Committee Comments to Amendment to Rule 40(g)
Effective June 1, 2005
The amendment to Rule 40(g) clarifies that in all cases except death-penalty cases the page limitation for the application for rehearing itself is 15 pages and the page limitation for the brief in support of the application is 15 pages.
Court Comment to Amendment to
Rule 40(e) Effective September 15, 2008
At times, the applicant may not agree with the facts as stated in the court of appeals' main opinion but agrees with the facts stated in a dissent or a special writing.
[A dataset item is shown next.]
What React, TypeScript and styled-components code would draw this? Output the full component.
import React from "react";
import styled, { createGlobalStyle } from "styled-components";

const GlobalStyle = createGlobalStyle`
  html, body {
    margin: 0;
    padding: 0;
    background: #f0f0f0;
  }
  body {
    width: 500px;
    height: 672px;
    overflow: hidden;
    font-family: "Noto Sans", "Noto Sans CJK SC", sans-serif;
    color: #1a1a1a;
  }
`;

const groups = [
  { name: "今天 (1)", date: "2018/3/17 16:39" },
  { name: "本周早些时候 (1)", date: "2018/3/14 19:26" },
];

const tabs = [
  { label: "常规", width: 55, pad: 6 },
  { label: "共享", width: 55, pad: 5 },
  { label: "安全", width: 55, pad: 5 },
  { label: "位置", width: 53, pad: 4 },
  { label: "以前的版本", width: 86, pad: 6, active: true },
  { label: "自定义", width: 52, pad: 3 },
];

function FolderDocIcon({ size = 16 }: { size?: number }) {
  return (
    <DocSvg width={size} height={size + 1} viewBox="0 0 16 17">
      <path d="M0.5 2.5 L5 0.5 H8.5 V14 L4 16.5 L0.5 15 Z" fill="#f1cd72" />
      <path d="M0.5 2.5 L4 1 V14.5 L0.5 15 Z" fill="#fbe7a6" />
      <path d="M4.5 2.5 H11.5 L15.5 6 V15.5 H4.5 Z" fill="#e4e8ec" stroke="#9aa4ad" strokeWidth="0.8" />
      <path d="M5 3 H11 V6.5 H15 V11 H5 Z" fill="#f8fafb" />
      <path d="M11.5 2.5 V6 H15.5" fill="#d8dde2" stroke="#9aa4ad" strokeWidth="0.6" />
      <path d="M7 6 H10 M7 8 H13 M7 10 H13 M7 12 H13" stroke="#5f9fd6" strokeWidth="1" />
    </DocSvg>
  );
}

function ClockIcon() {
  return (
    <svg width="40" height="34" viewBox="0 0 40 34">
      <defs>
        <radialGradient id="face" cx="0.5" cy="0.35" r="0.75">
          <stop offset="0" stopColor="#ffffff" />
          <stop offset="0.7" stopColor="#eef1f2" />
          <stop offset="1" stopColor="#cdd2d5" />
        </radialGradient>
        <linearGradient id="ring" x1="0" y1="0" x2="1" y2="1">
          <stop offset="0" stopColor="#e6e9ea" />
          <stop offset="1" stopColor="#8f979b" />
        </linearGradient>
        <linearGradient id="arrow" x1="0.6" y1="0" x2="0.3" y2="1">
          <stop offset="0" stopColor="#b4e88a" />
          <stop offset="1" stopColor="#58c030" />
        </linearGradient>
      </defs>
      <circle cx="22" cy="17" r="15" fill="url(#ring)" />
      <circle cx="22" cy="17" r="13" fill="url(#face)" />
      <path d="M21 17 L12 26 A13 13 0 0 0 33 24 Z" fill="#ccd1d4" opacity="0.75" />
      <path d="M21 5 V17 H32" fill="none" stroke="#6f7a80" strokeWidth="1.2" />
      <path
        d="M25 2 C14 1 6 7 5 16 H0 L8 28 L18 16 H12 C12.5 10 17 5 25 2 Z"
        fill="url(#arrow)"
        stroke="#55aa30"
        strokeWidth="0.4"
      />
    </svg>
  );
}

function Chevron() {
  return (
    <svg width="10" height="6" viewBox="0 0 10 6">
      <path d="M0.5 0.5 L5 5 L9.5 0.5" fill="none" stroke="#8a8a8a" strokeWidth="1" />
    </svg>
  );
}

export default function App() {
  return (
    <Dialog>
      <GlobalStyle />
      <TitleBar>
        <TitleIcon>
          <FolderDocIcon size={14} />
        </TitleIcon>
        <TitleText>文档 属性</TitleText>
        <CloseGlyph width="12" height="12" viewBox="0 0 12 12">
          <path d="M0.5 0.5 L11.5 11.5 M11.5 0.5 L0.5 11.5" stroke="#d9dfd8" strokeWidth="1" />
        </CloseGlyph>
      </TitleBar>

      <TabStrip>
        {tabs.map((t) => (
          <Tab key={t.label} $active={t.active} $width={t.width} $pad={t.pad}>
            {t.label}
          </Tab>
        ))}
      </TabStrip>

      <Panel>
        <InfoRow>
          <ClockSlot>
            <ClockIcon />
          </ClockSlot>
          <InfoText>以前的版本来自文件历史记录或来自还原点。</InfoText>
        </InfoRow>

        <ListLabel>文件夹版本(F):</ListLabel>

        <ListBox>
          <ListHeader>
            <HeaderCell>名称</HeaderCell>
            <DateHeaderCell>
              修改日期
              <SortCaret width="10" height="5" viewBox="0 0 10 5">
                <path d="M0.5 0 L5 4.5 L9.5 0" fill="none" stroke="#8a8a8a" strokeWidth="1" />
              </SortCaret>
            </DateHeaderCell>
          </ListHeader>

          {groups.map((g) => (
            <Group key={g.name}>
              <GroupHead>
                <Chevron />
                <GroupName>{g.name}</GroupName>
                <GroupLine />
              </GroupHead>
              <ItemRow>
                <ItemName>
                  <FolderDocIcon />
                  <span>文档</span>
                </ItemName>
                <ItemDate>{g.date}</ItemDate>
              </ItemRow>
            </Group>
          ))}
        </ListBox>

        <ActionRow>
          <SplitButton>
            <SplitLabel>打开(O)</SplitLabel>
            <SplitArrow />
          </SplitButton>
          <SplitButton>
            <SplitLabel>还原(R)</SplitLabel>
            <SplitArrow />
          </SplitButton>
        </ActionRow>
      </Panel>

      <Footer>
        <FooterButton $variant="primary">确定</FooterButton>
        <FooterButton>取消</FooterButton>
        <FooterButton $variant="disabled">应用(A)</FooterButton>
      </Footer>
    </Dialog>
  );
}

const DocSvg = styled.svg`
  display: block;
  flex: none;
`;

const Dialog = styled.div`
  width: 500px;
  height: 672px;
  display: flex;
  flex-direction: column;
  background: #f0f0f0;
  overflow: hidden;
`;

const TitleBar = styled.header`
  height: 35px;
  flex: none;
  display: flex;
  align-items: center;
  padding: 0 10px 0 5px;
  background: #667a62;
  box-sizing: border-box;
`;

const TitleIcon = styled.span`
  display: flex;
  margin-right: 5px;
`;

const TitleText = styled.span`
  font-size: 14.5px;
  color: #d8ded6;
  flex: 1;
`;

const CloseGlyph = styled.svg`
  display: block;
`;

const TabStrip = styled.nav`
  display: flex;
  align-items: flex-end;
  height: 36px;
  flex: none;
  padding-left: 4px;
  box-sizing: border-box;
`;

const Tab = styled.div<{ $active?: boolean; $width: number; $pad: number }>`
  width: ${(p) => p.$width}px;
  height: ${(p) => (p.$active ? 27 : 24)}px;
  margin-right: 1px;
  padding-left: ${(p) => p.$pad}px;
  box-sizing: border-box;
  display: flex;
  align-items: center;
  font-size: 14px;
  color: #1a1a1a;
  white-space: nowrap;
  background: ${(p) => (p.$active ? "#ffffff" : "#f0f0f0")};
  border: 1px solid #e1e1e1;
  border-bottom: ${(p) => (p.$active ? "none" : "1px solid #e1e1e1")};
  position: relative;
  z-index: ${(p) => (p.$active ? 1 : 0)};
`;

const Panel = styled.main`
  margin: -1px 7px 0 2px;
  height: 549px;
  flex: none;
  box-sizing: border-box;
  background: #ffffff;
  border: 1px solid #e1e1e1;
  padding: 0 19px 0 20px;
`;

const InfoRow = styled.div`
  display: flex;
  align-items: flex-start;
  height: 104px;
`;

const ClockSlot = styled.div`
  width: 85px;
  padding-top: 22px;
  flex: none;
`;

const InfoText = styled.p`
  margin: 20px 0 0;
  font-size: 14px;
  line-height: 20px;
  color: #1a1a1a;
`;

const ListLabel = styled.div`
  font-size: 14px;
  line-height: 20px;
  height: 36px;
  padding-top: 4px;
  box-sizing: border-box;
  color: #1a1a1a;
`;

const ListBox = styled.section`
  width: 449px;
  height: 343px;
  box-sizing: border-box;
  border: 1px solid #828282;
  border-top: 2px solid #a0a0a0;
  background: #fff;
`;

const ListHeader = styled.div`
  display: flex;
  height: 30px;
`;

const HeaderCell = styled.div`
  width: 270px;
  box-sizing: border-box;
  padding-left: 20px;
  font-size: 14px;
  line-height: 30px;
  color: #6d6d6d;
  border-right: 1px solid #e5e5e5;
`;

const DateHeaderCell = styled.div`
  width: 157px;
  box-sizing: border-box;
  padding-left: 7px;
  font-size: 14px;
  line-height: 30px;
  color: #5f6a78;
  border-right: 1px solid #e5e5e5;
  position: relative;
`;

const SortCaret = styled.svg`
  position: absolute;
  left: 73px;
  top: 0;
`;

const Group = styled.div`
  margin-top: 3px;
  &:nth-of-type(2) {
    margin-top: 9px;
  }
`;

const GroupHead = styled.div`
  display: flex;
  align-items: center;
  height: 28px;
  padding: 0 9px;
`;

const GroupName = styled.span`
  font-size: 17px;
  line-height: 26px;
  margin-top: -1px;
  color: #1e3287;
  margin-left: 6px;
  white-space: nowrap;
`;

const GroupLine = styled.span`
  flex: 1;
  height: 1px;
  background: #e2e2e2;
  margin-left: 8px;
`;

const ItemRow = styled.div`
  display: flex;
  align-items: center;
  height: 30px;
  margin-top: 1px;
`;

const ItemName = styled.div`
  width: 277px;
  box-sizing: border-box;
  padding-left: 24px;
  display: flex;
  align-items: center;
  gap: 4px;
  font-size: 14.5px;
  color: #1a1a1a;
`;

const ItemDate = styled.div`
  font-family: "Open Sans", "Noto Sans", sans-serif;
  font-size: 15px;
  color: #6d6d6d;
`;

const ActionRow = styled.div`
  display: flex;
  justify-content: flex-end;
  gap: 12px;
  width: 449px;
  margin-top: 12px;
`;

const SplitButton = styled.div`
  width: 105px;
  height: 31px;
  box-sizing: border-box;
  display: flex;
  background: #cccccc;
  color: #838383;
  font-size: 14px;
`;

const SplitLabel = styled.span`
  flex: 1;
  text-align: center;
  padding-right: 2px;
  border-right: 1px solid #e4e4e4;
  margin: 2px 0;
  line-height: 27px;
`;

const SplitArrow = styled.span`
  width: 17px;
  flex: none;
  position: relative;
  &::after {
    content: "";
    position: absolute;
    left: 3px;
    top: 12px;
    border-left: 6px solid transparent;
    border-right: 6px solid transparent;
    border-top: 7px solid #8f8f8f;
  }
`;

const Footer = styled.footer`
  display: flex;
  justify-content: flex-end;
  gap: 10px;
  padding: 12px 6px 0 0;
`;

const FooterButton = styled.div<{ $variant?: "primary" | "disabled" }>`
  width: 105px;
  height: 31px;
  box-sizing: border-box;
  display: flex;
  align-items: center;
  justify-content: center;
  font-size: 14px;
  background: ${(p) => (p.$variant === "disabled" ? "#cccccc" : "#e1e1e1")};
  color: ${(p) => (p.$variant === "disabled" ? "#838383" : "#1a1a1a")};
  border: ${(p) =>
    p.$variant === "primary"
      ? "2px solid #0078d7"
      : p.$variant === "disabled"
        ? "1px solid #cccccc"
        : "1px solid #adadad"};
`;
The amendment to Rule 40(e) provides that, in such a case, the applicant shall indicate in the applicant's statement of facts which part of the facts in the dissent or special writing the applicant agrees with and indicate in which part of the dissent or special writing those facts can be found.
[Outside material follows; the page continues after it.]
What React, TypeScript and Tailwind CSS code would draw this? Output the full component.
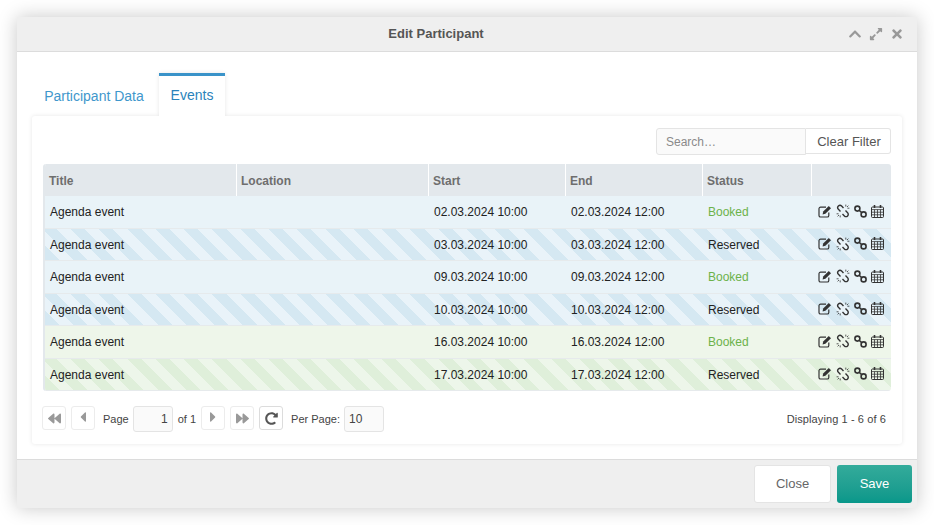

Note from the reporter of decisions: The order amending Rule 40, effective August 1, 2000, is published in that volume of Alabama Reporter that contains Alabama cases from 755 So.2d.
Note from the reporter of decisions: The order amending Rule 5, Rule 21(d), Rule 27(d), Rule 28, Rule 32, Rule 39(d), Rule 39(f), Rule 39(h), and Rule 40(g), effective June 1, 2002, is published in that volume of Alabama Reporter that contains Alabama cases from 798 So.2d.
Note from the reporter of decisions: The order amending Rule 21(a), Rule 28, Rule 31(b), Rule 32(a) and (b), Rule 34(a), Rule 39, and Rule 40(g), effective June 1, 2005, and adopting Rule 25A, effective June 1, 2005, is published in that volume of Alabama Reporter that contains Alabama cases from 890 So. 2d.
Note from the reporter of decisions: The order amending Rule 39(d)(5)(A) and (C) and the introductory paragraph in Rule 39(d)(5), and Rule 40(e) and Rule 40(g), Alabama Rules of Appellate Procedure, and adopting the Court Comment to Amendments to Rule 39(d)(5) Effective September 15, 2008, and the Court Comment to Amendment to Rule 40(e) Effective September 15, 2008, is published in that volume of Alabama Reporter that contains Alabama cases from 994 So. 2d.